Bell Burn was particularly excited to see Davis’s speech because of her advocacy for prison reform and abolition, which she felt is an important topic for the Madison community to have more exposure to.

“I don’t have any heros exactly, but she might be the closest thing,” she said. “She’s just a legend.”

This year’s DLS committee expected to have a large crowd. However, the tickets officially sold out on March 27, much faster than they initially anticipated. Shannon Hall, where the lecture will be held, seats over 1,150 people and is the largest campus venue which can easily accommodate lecture events, according to a statement from Distinguished Lecture Series committee.

“As a student programming committee, we are committed to serving the students on our campus in general.  It’s hard to hit everybody. We tried to hit every body with our marketing,” said Trast adding that this year’s committee reached out to a number of organizations and departments on campus that cater to Black and Brown students, including the Black Cultural Center, Multicultural Student Center and Black Law Student Association.

“I think [Allison’s] post had an impact,” said Wages.

A number of people are still searching for tickets to the Tuesday night lecture and many people have decided to give their tickets away specifically to Black people who still are without a ticket.

Since Bell Burn’s original post on April 1, Daniels and Wages both have found tickets and will be able to attend.

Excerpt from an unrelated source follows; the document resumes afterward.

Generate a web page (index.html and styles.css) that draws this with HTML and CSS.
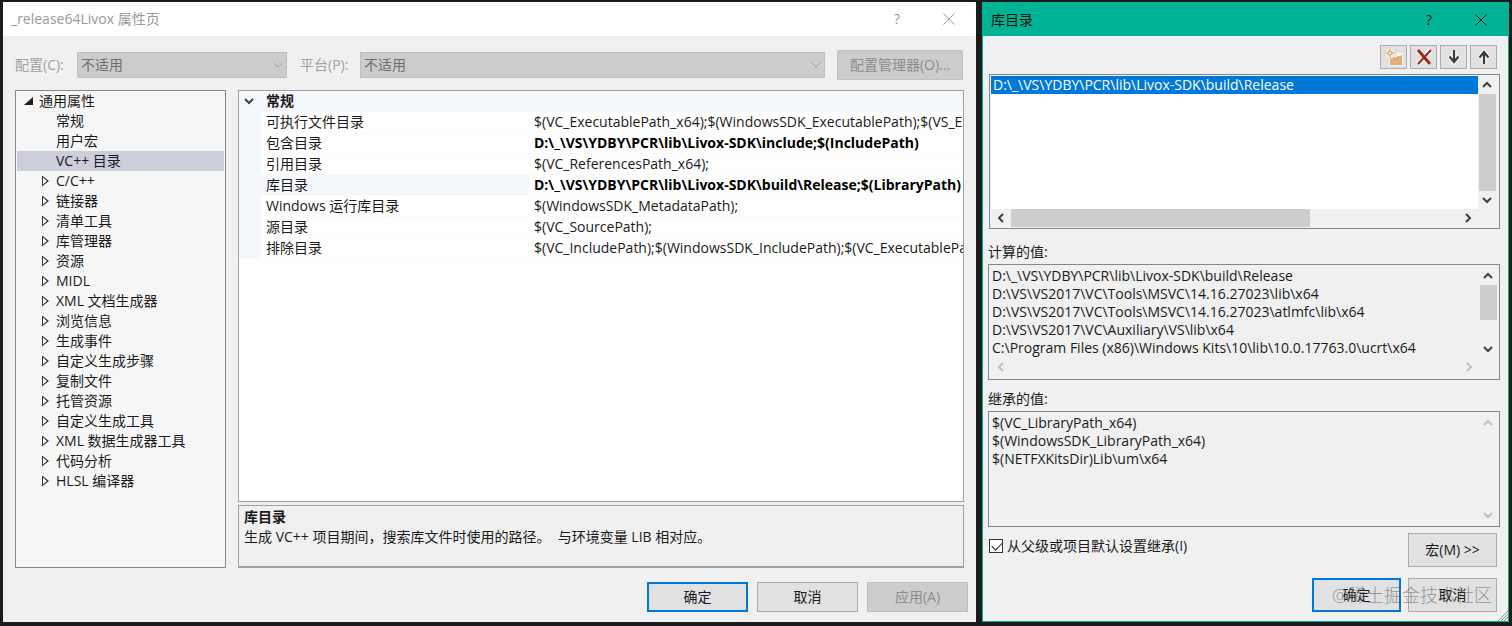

“Give up positions that you’re in that you know Black people or [another] group [don’t] have access to. I feel like it’s a first step to allyship,” Daniels said. “I don’t want to celebrate it too much just because that should be the norm. I don’t want to give you a cookie for realizing the privilege you have in that position and realizing the greater good that could come if you did exchange your access with someone who doesn’t have that access.”